The introduction of the UK Real Estate Investment Trusts ("REIT") regime on 1 January 2007 has changed the UK's property industry landscape. The first REITs are the product of existing funds that have converted and, having made the transition, are now getting back to the ordinary business of managing their portfolios. This, of course, includes the disposal of properties or property-owning companies. It is thought that some of the new REITs may have deliberately held back on making disposals prior to their conversion so as to secure the benefit of an uplift in base cost in return for payment of a mere 2% REIT entry charge. They can, therefore, be expected to be reasonably active in this area for the immediate future. We are currently advising two potential purchasers, who are negotiating the purchase of the shares of property rich companies from REITs, of the additional tax issues they need to consider and protections they should request in this special situation.
As a very brief reminder, the REIT offers tax exemption on income and gains from investment property subject to qualifying conditions including as to the type of business carried on, the use of a UK resident vehicle and the listing of its shares on a recognised stock exchange.
At present, with only a small number of listed companies being converted to REIT status, it should be a straightforward matter to identify a REIT vendor but, as time passes and the number of REITs increase, this may require specific confirmation in the due diligence process. If a vendor is within the REIT regime, the potential purchaser should raise additional queries, including whether the property-rich company is wholly within the tax-exempt regime or whether all, or part, of its business falls outside the tax-exempt regime (and is treated as a business taxable in the normal manner).
Properties within a tax-exempt business
One major advantage of bringing a company, or group of companies, within the REIT regime, is that the chargeable gain base cost of properties held within the tax-exempt business at the time of entry is increased to the market value of the property at that time. This would be particularly attractive for a company with a low base cost in a property, and hence an inherent chargeable gain, without the benefits of the REIT regime. Although an entry charge must be paid, it is currently set at just 2% of the market value of the relevant property. Each company in a group REIT is responsible for paying its relevant entry fee which can be paid in instalments. A potential purchaser should therefore quantify how the market value (and hence the entry fee) was calculated, whether the entry fee (or part) is still outstanding and, to the extent the entry fee is still to be paid, how this will be dealt with when agreeing the price paid for the company. Specific warranties addressing these points should also be requested.
Similarly, it is also important to note that although the base cost uplift is not affected even if the company has left the REIT (for example on its sale to a non-REIT entity), the uplift is cancelled if the property is sold out of the company within two years of the company leaving the REIT regime where the company was in the REIT regime for less than ten years. This is an important point, particularly where the company holds a portfolio of properties, some of which the purchaser plans to sell within two years of acquiring the company. In this case the company could become liable for a much larger tax bill than was anticipated when the entity was purchased. Further information relating to the tax affairs of the company pre-entry into the REIT regime should also be reviewed, to enable full consideration of the impact of any future property sale to be assessed.

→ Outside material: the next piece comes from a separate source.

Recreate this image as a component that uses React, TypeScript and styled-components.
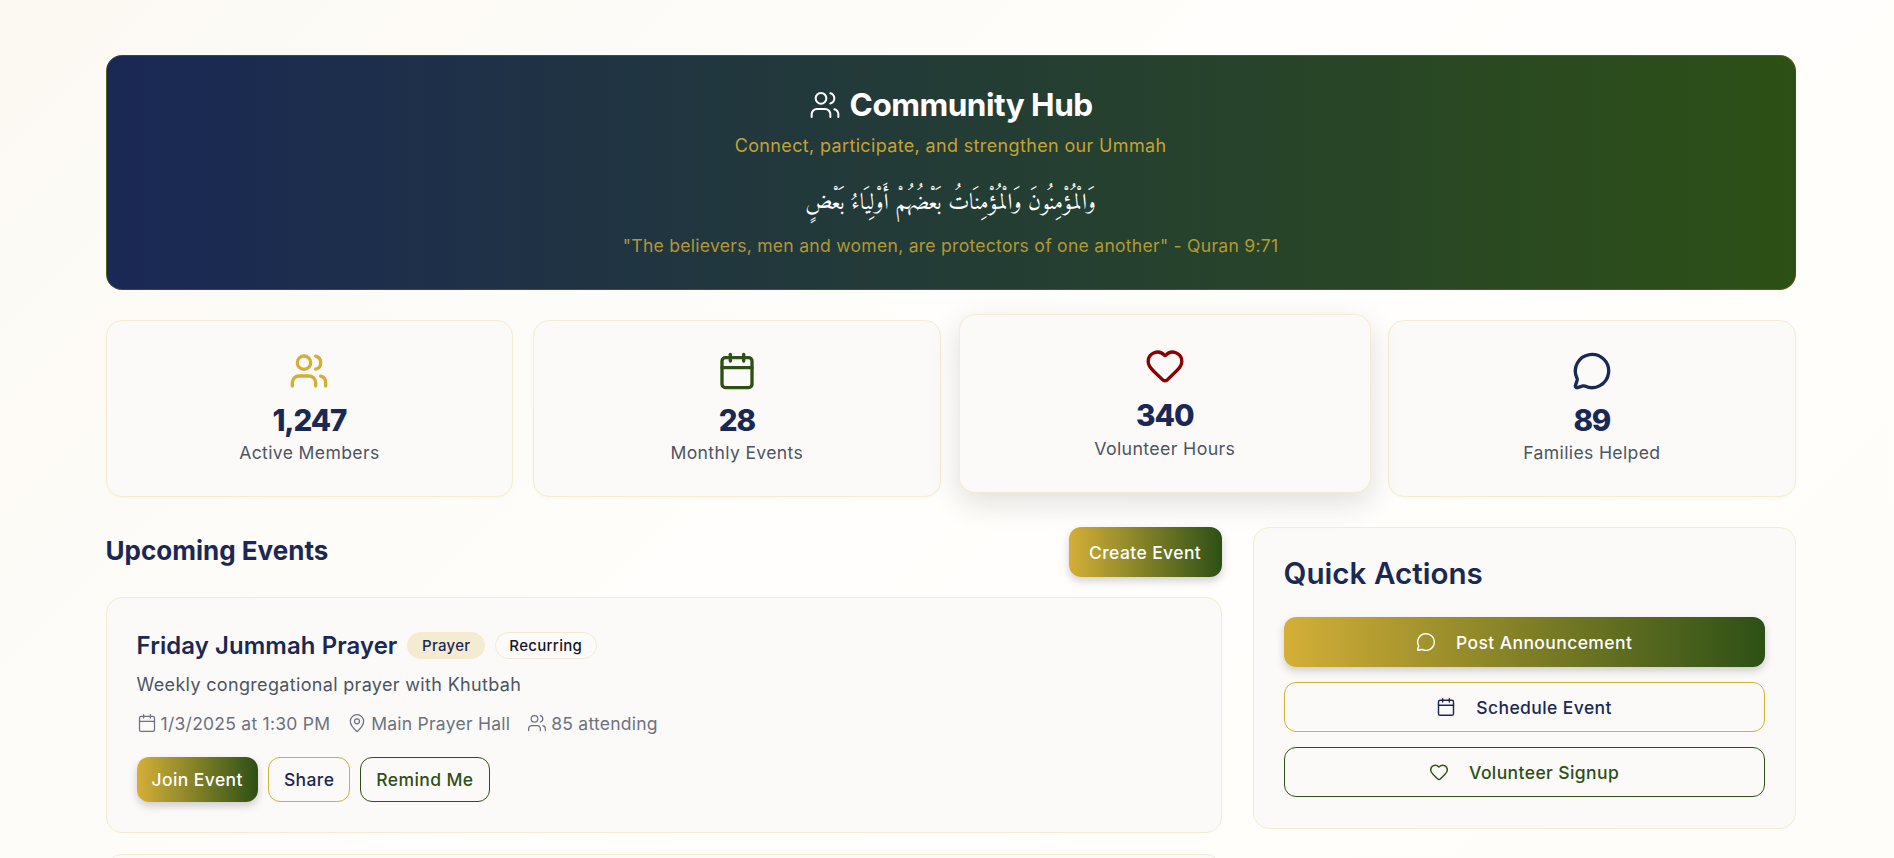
import React from "react";
import styled, { createGlobalStyle } from "styled-components";
import { Calendar, Heart, MapPin, MessageCircle, Users } from "lucide-react";

const GOLD = "#d4af37";
const GREEN = "#2d5016";
const NAVY = "#1a2855";
const RED = "#8b0000";
const FONT = `Inter, "Noto Sans", "Liberation Sans", sans-serif`;

const GlobalStyle = createGlobalStyle`
  html, body {
    margin: 0;
    height: 858px;
    overflow: hidden;
  }
  body {
    font-family: ${FONT};
    background: linear-gradient(135deg, #fcf9f3 0%, #fffefc 50%, #fffdf9 100%);
  }
  * { box-sizing: border-box; }
`;

const Page = styled.div`
  width: 1690px;
  margin-left: 105.6px;
  padding-top: 55px;
`;

const Hero = styled.header`
  height: 235px;
  border-radius: 16px;
  background: linear-gradient(90deg, ${NAVY}, ${GREEN});
  border: 1px solid rgba(212, 175, 55, 0.2);
  display: flex;
  flex-direction: column;
  align-items: center;
  padding-top: 25px;
`;

const HeroTitle = styled.h1`
  margin: 0;
  display: flex;
  align-items: center;
  gap: 9px;
  color: #fff;
  font-size: 31.5px;
  line-height: 48px;
  font-weight: 700;
  letter-spacing: -0.5px;
`;

const HeroSub = styled.p`
  margin: 4px 0 0;
  color: ${GOLD};
  font-size: 18px;
  line-height: 26px;
  letter-spacing: 0.35px;
  opacity: 0.9;
`;

const Arabic = styled.p`
  margin: 25px 0 0;
  color: #fff;
  font-family: "Amiri", "Liberation Serif", serif;
  font-size: 22.6px;
  line-height: 40px;
  direction: rtl;
`;

const Verse = styled.p`
  margin: 10px 0 0;
  color: ${GOLD};
  font-size: 17.6px;
  line-height: 24px;
  letter-spacing: 0.25px;
  opacity: 0.8;
`;

const StatGrid = styled.section`
  display: grid;
  grid-template-columns: repeat(4, 1fr);
  gap: 20px;
  margin-top: 30px;
`;

const StatCard = styled.div<{ $lifted?: boolean }>`
  height: 177px;
  display: flex;
  flex-direction: column;
  align-items: center;
  padding-top: 30px;
  background: #fcfaf8;
  border: 1px solid #f6ecd2;
  border-radius: 16px;
  box-shadow: ${(p) =>
    p.$lifted
      ? "0 10px 30px rgba(0, 0, 0, 0.12)"
      : "0 1px 3px rgba(212, 175, 55, 0.08)"};
  transform: ${(p) => (p.$lifted ? "translateY(-5px) scale(1.01)" : "none")};
`;

const StatValue = styled.div`
  margin-top: 6px;
  color: ${NAVY};
  font-size: 29.5px;
  line-height: 46px;
  font-weight: 800;
  letter-spacing: -1.1px;
`;

const StatLabel = styled.div`
  margin-top: -1px;
  color: #4b5563;
  font-size: 17.6px;
  line-height: 22px;
  letter-spacing: 0.35px;
`;

const MainGrid = styled.div`
  display: grid;
  grid-template-columns: 1116px minmax(0, 1fr);
  gap: 31px;
  margin-top: 30px;
`;

const SectionHead = styled.div`
  display: flex;
  justify-content: space-between;
  align-items: center;
  margin-bottom: 20px;
`;

const SectionTitle = styled.h2`
  margin: 0;
  padding-bottom: 3px;
  color: ${NAVY};
  font-size: 26px;
  font-weight: 700;
`;

const Button = styled.button<{ $variant: "primary" | "gold" | "green"; $wide?: boolean }>`
  display: flex;
  align-items: center;
  justify-content: center;
  gap: 20px;
  font-family: inherit;
  font-size: 17.5px;
  letter-spacing: 0.4px;
  font-weight: 500;
  border-radius: 12px;
  cursor: pointer;
  height: ${(p) => (p.$wide ? "50px" : "45px")};
  width: ${(p) => (p.$wide ? "100%" : "auto")};
  padding: 0 15px;
  background: ${(p) =>
    p.$variant === "primary"
      ? `linear-gradient(90deg, ${GOLD}, ${GREEN})`
      : "transparent"};
  color: ${(p) =>
    p.$variant === "primary" ? "#fff" : p.$variant === "gold" ? NAVY : GREEN};
  border: ${(p) =>
    p.$variant === "primary"
      ? "none"
      : `1px solid ${p.$variant === "gold" ? GOLD : GREEN}`};
  box-shadow: ${(p) =>
    p.$variant === "primary" ? "0 4px 8px rgba(0, 0, 0, 0.18)" : "none"};
`;

const CreateButton = styled(Button)`
  width: 153px;
  height: 50px;
`;

const EventList = styled.div`
  display: flex;
  flex-direction: column;
  gap: 21px;
`;

const Card = styled.div`
  background: #fcfaf8;
  border: 1px solid #f6ecd2;
  border-radius: 16px;
  padding: 30px;
`;

const EventCard = styled(Card)`
  height: 236px;
  padding-top: 33px;
`;

const EventHead = styled.div`
  display: flex;
  align-items: center;
  height: 28px;
  gap: 10px;
`;

const EventTitle = styled.h3`
  margin: 0;
  color: ${NAVY};
  font-size: 23.9px;
  letter-spacing: 0.1px;
  font-weight: 600;
`;

const Tag = styled.span<{ $filled?: boolean }>`
  display: flex;
  align-items: center;
  height: 27px;
  padding: 0 13.5px;
  border-radius: 14px;
  font-size: 15px;
  letter-spacing: 0.3px;
  font-weight: 500;
  color: ${(p) => (p.$filled ? NAVY : "#111827")};
  background: ${(p) => (p.$filled ? "#f5ebd0" : "#fdfbf9")};
  border: 1px solid ${(p) => (p.$filled ? "#f5ebd0" : "#f3ead6")};
`;

const EventDesc = styled.p`
  margin: 13px 0 0;
  color: #4b5563;
  font-size: 18px;
  letter-spacing: 0.33px;
  line-height: 26px;
`;

const Meta = styled.div`
  display: flex;
  align-items: center;
  gap: 17px;
  margin-top: 12px;
  height: 26px;
  color: #6b7280;
  font-size: 17.5px;
  letter-spacing: 0.25px;
`;

const MetaItem = styled.span`
  display: flex;
  align-items: center;
  gap: 4px;
`;

const ActionsRow = styled.div`
  display: flex;
  gap: 10px;
  margin-top: 21px;
`;

const QuickCard = styled(Card)`
  height: 302px;
  padding-top: 27px;
`;

const QuickTitle = styled.h2`
  margin: 0 0 26px;
  color: ${NAVY};
  font-size: 29.6px;
  line-height: 36px;
  font-weight: 600;
`;

const QuickList = styled.div`
  display: flex;
  flex-direction: column;
  gap: 15px;
`;

export default function App() {
  return (
    <>
      <GlobalStyle />
      <Page>
        <Hero>
          <HeroTitle>
            <Users size={32} strokeWidth={1.5} />
            Community Hub
          </HeroTitle>
          <HeroSub>Connect, participate, and strengthen our Ummah</HeroSub>
          <Arabic>وَالْمُؤْمِنُونَ وَالْمُؤْمِنَاتُ بَعْضُهُمْ أَوْلِيَاءُ بَعْضٍ</Arabic>
          <Verse>"The believers, men and women, are protectors of one another" - Quran 9:71</Verse>
        </Hero>

        <StatGrid>
          <StatCard>
            <Users size={40} color={GOLD} strokeWidth={2} />
            <StatValue>1,247</StatValue>
            <StatLabel>Active Members</StatLabel>
          </StatCard>
          <StatCard>
            <Calendar size={40} color={GREEN} strokeWidth={2} />
            <StatValue>28</StatValue>
            <StatLabel>Monthly Events</StatLabel>
          </StatCard>
          <StatCard $lifted>
            <Heart size={40} color={RED} strokeWidth={2} />
            <StatValue>340</StatValue>
            <StatLabel>Volunteer Hours</StatLabel>
          </StatCard>
          <StatCard>
            <MessageCircle size={40} color={NAVY} strokeWidth={2} />
            <StatValue>89</StatValue>
            <StatLabel>Families Helped</StatLabel>
          </StatCard>
        </StatGrid>

        <MainGrid>
          <div>
            <SectionHead>
              <SectionTitle>Upcoming Events</SectionTitle>
              <CreateButton $variant="primary">Create Event</CreateButton>
            </SectionHead>
            <EventList>
              <EventCard>
                <EventHead>
                  <EventTitle>Friday Jummah Prayer</EventTitle>
                  <Tag $filled>Prayer</Tag>
                  <Tag>Recurring</Tag>
                </EventHead>
                <EventDesc>Weekly congregational prayer with Khutbah</EventDesc>
                <Meta>
                  <MetaItem>
                    <Calendar size={20} strokeWidth={1.5} />
                    1/3/2025 at 1:30 PM
                  </MetaItem>
                  <MetaItem>
                    <MapPin size={20} strokeWidth={1.5} />
                    Main Prayer Hall
                  </MetaItem>
                  <MetaItem>
                    <Users size={20} strokeWidth={1.5} />
                    85 attending
                  </MetaItem>
                </Meta>
                <ActionsRow>
                  <Button $variant="primary">Join Event</Button>
                  <Button $variant="gold">Share</Button>
                  <Button $variant="green">Remind Me</Button>
                </ActionsRow>
              </EventCard>
              <EventCard />
            </EventList>
          </div>

          <div>
            <QuickCard>
              <QuickTitle>Quick Actions</QuickTitle>
              <QuickList>
                <Button $variant="primary" $wide>
                  <MessageCircle size={20} strokeWidth={1.75} />
                  Post Announcement
                </Button>
                <Button $variant="gold" $wide>
                  <Calendar size={20} strokeWidth={1.75} />
                  Schedule Event
                </Button>
                <Button $variant="green" $wide>
                  <Heart size={20} strokeWidth={1.75} />
                  Volunteer Signup
                </Button>
              </QuickList>
            </QuickCard>
          </div>
        </MainGrid>
      </Page>
    </>
  );
}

Selling a company out of a group REIT is one obvious way to trigger that company leaving the REIT regime. However, failure by the group REIT as a whole to comply with the necessary conditions can, in extreme circumstances, lead to the REIT regime ceasing to apply to the group as a whole from the end of the last accounting period before the breach took place. If a major breach was committed in the year in which the group initially entered the regime, this could effectively mean that the group had never actually been within the regime at all and, hence, there was never an uplift in base cost of the properties. This perhaps unlikely situation should be addressed by specific indemnities from the vendor group.
A purchaser should also seek the "usual" tax warranties and a tax indemnity that it would require on the purchase of shares of a non-REIT special purpose property-owning company. These will cover the tax treatment of the company before it gained REIT status as well as protect the purchaser as usual for taxes which are not exempt within the regime, such as VAT and SDLT.
Non-tax exempt company
Where a group REIT contains a non-tax exempt company, loss of the group's REIT status does not affect it. Such companies do not benefit from the uplift in base cost on entry of the group into the REIT regime and equally pay no REIT entry charge. However, it is still prudent for a purchaser to seek protection from the REIT vendor regarding the status of non tax-exempt group members. Warranties and tax indemnities should also be sought in a similar manner as if the company was not part of a group REIT.
It is important, from an early stage, to know if you are purchasing a property-owning company from a REIT. This is particularly the case as the tax treatment of the company may impact on the proposed purchase, future plans, and the protection that should be sought in relation to the transaction. REITs are not vendors to avoid, but they are vendors that require particular consideration and specific due diligence.